If you’re visiting a top e-commerce site this holiday shopping season, it’s crucial to pay attention to detail while shopping online and be aware of your surroundings – there are usually clues that can help you identify something potentially malicious, like an app that requests too many permissions, or permissions that have nothing to do with its purported function. As a brand, it’s important to realize that there are actors out there leveraging your branded terms to target your customers and prospects. It’s up to you to have visibility into the way your brand is being used across the internet so you can help protect your customers and preserve their trust.

Fortunately, there are ways to help reduce digital risk during this holiday shopping season:

1. Ensure that you are only downloading apps from official app stores such as Google or Apple, and be wary of applications that ask for suspicious permissions, like access to contacts, text messages, administrative features, stored passwords, or credit card info.

2. Just because an app appears to have a good reputation doesn’t make it so. Rave reviews can be forged, and a high amount of downloads can simply indicate a threat actor was successful in fooling a lot of victims. Before downloading an app, be sure to take a look at the developer—if it’s not a brand you recognize or has a strange appearance or spelling, think twice. You can even do a Google search on the developer for more clues about its reputation.

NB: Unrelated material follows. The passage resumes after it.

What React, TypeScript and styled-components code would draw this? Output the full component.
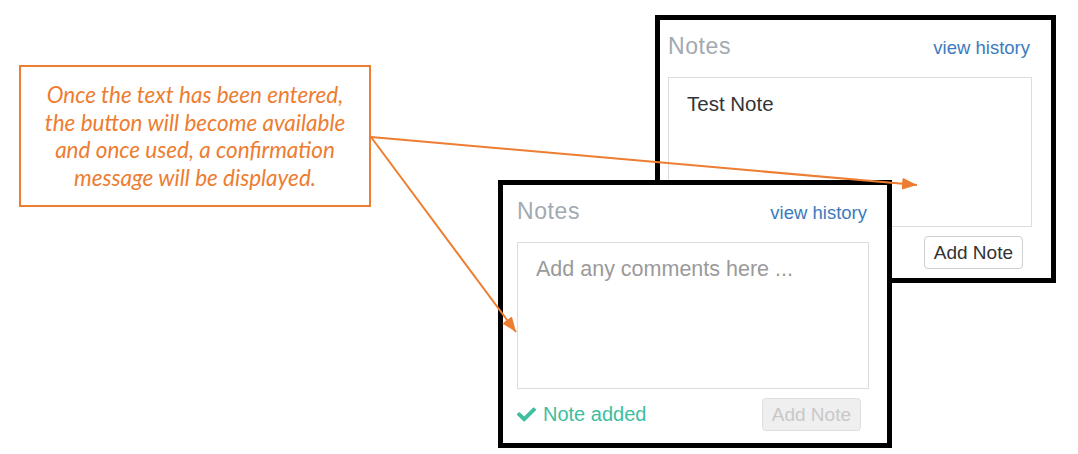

3. Make sure to take an in-depth look at each app. New developers, or developers that leverage free email services (e.g., @gmail) for their developer contact, can be big red flags—threat actors often use these services to produce mass amounts of malicious apps in a short period. Also, poor grammar in the description highlights the haste of development and the lack of marketing professionalism that are hallmarks of mobile malware campaigns.

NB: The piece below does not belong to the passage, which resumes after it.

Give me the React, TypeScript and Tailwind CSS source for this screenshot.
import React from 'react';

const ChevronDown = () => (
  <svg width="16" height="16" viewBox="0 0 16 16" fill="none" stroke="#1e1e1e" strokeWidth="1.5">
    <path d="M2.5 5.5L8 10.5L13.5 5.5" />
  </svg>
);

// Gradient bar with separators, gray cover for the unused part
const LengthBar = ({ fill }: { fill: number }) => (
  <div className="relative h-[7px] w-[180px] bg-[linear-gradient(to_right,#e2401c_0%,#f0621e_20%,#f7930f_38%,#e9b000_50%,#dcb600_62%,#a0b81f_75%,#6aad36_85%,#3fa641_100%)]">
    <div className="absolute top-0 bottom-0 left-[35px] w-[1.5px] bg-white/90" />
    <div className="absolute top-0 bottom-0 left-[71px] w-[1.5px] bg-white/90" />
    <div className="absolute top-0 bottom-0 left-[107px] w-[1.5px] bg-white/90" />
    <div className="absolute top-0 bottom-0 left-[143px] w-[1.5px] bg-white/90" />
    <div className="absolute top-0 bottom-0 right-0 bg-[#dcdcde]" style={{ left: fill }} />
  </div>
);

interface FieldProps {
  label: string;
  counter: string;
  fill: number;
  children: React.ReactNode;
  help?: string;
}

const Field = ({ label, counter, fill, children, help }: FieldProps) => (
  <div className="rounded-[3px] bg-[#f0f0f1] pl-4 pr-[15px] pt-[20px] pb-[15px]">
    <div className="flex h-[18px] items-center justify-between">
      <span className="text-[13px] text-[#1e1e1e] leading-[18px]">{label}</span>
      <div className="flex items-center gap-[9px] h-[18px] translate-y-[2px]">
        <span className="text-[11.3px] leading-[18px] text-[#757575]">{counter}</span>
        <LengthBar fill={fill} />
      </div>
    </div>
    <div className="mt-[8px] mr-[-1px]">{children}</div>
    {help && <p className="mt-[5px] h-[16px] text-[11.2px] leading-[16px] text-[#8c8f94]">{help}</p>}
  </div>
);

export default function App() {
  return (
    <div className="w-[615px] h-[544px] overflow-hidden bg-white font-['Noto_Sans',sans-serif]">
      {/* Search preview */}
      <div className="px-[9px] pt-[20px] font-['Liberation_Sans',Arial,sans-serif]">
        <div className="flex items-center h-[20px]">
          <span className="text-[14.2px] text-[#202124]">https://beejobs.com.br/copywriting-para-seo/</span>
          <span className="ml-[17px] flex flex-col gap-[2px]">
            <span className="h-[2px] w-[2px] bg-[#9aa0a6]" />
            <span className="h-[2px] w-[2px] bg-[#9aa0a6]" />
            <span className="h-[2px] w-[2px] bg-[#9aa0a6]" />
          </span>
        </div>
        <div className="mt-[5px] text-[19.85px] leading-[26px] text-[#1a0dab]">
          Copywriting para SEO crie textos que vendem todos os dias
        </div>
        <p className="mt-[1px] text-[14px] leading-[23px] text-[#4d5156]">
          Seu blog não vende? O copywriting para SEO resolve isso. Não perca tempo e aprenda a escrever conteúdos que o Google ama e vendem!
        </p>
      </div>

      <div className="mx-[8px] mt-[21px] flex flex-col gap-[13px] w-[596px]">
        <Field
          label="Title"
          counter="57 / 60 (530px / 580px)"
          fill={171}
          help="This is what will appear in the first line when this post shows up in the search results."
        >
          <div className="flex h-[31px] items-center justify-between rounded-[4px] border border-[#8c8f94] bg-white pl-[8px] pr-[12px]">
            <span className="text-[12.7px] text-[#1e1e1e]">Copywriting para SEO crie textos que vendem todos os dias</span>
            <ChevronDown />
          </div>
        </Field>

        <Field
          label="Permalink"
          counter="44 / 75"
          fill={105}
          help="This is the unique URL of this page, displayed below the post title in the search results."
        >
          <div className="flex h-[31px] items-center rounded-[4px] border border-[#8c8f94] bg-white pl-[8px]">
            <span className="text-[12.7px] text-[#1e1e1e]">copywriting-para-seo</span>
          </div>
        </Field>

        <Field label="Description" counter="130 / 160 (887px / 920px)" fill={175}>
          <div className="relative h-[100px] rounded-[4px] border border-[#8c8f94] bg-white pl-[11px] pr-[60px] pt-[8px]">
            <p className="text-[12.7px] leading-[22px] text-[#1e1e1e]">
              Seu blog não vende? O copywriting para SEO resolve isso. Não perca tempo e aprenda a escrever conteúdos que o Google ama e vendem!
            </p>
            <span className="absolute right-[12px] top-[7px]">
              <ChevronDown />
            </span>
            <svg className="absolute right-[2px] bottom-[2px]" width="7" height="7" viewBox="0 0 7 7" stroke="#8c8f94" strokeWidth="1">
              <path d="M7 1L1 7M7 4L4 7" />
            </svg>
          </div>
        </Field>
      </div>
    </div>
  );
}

4. Check website addresses after following links on Twitter, Facebook, or other social media channels to be sure you end up on the correct website of the retailer you want.

5. Look for the “S” (the lock) in HTTPS when you visit shopping sites. Beware of shopping sites that do not use HTTPS in their website addresses or do not display the symbol of a lock next to the web address. Secure sites use HTTPS and, without that, you’re dealing with unsecured connections or weak encryption of personal data.

6. If possible, only use credit card information saved in your online shopping account as a payment method. This way, you can bypass typing in your credit card information to avoid it being intercepted by Magecart actors.

7. If you do provide your credit card information, make sure you are in a secure online shopping portal. Sites that ask for it in return for “coupons” or to win “free” merchandise are almost always scams. Also be sure not to provide too much information—sites don’t need your social security number or birthday to make a transaction.

8. Keep a close eye on your bank and credit card statements so you can quickly dispute any suspicious charges. Don’t wait for your bill to come at the end of the month—regularly check your electronic statements for your credit card, debit card, and checking accounts.

Threat actors leveraging significant events, news, and fads as a way to social engineer victims into clicking their links, downloading their apps, or visiting their sites is nothing new and will continue to happen. With the huge increase in traffic to major e-commerce sites over the holiday shopping season and the sheer amount of money these consumers intend on spending, it’s not surprising that criminals spin up these fake apps and infrastructure.

Buyers need to be aware of the dangers they and their families face while shopping for the holidays—if you’re visiting a top e-commerce site or app, threat actors know that you’re planning on spending money, and very likely more money than you usually spend. Meanwhile, online retailers should also heed these warnings to better protect their reputation and extend protection to their consumers. With online fraud, data leakage, and ransomware on the rise, online retailers have ample reason to redouble their focus on how their brands are being used fraudulently by external threat actors across the internet and global mobile app ecosystem to target their customers.

Both consumers and brands can both make sure they’re doing their part to make sure these cybercriminals leave with nothing but coal in their stockings.